Plusieurs de ses tissus sont fabriqués en Indonésie puisque, lors de la colonisation du Burkina Faso, ce sont les Hollandais qui ont importé ces tissus à motifs dans le but d’en faire commerce. Désormais, le Faso Dan Fani est le textile traditionnel tissé au Burkina Faso.
« J'ai grandi avec ces tissus. Alors, quand je m’habille là-dedans, c'est comme une continuation et une célébration aussi en même temps. » - Alèthe Kaboré
Les couleurs, c’est bon pour le moral
La jeune designer raconte en entrevue aimer que ses vêtements soient colorés. Elle remarque que les habits canadiens sont trop souvent dans des teintes unies; c’est pourquoi elle tente de retrouver ces couleurs vives qui la rendent joyeuse.

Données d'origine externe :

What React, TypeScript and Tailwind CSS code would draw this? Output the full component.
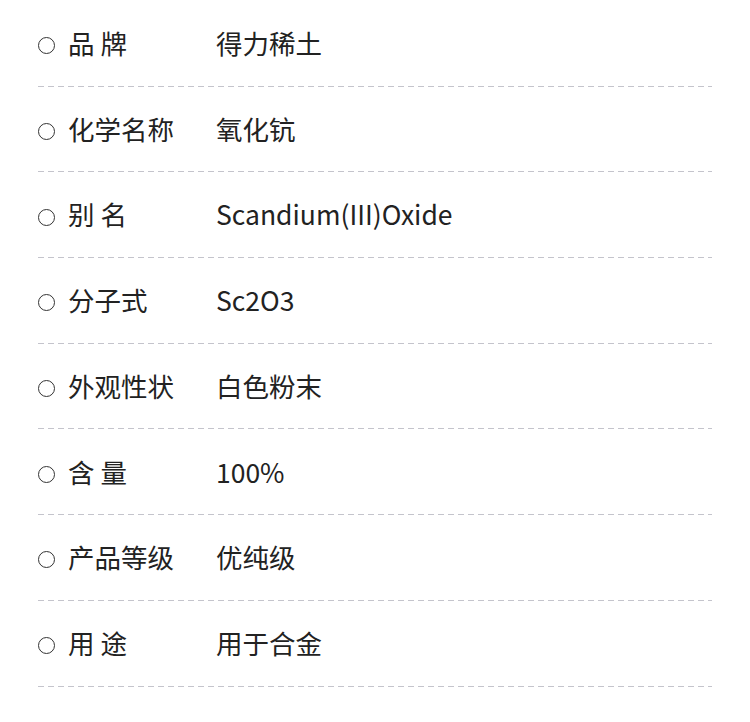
const rows = [
  { label: "品 牌", value: "得力稀土" },
  { label: "化学名称", value: "氧化钪" },
  { label: "别 名", value: "Scandium(III)Oxide" },
  { label: "分子式", value: "Sc2O3" },
  { label: "外观性状", value: "白色粉末" },
  { label: "含 量", value: "100%" },
  { label: "产品等级", value: "优纯级" },
  { label: "用 途", value: "用于合金" },
];

export default function App() {
  return (
    <main className="w-[750px] h-[722px] bg-white px-[38px] pt-px font-['Noto_Sans_CJK_SC',sans-serif] text-[#222]">
      {rows.map((row) => (
        <div key={row.label} className="h-[85.7px] flex flex-col">
          <div className="flex-1 flex items-center text-[26.5px] leading-none">
            <div className="w-[178px] flex items-center">
              <span className="w-[17px] h-[17px] mt-[5px] rounded-full border-[1.5px] border-[#333] mr-[13px]" />
              <span>{row.label}</span>
            </div>
            <span>{row.value}</span>
          </div>
          <div className="h-px w-[674px] bg-[linear-gradient(to_right,#c4c4cc_60%,transparent_0)] bg-[length:10px_1px]" />
        </div>
      ))}
    </main>
  );
}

Korotimi Dao, également créatrice de vêtement, établie à Ouagadougou, abonde en ce sens et affirme que les couleurs, au Burkina Faso, sont une façon de garder le moral et de rester positif et positive à travers les épreuves difficiles. « La femme noire, quand elle porte beaucoup de couleurs […] elle devient un bouquet de fleurs. Il y a le vase qui est sa peau et [ses vêtements] sont comme les fleurs. Ça fait gai », affirme Korotimi Dao. La métaphore ne pourrait être plus juste, considérant que Mme Kaboré s’inspire de la nature dans ses créations.
Un nom de pays chargé d’identité
Avant 1984, le Burkina Faso avait pour nom la République de Haute-Volta, héritage de la colonisation française. Toutefois, avec l’indépendance du pays, les habitants et les habitantes ont été invitées à lui trouver un nouveau nom. La spécialiste en psychopédagogie Afsata Paré-Kaboré soutient qu’on « dit souvent que, le propre des Burkinabés, c’est de tenir à leurs identité d’origine », avant de poursuivre en soulignant que le nom du pays représente une composante importante de cette identité: Burkina signifie « hommes intègres » en Moré et Faso, « pays » en Dioula, deux langues parlées dans cet État de l’ouest de l’Afrique. De plus, le gentilé des habitants et des habitantes ajoute à ce sentiment d’appartenance. En effet, en ajoutant le « bé » à la fin de « Burkina », ce qui signifie « habitant », le Burkina Faso devient le pays des « hommes intègres ». Selon elle, cette fierté fait en sorte que les gens n’oublient pas d’où ils viennent. « J'ai grandi avec ces tissus. Alors, quand je m’habille là-dedans, c'est comme une continuation et une célébration aussi en même temps », exprime fièrement la créatrice.
Alèthe Kaboré invite les gens à porter des vêtements qui comportent des motifs africains. Elle encourage ce partage des cultures. « Si vous voyez un vêtement aux couleurs africaines qui vous plaît, n'hésitez pas, portez-le. C'est une célébration, ce n'est pas une appropriation culturelle », affirme-t-elle.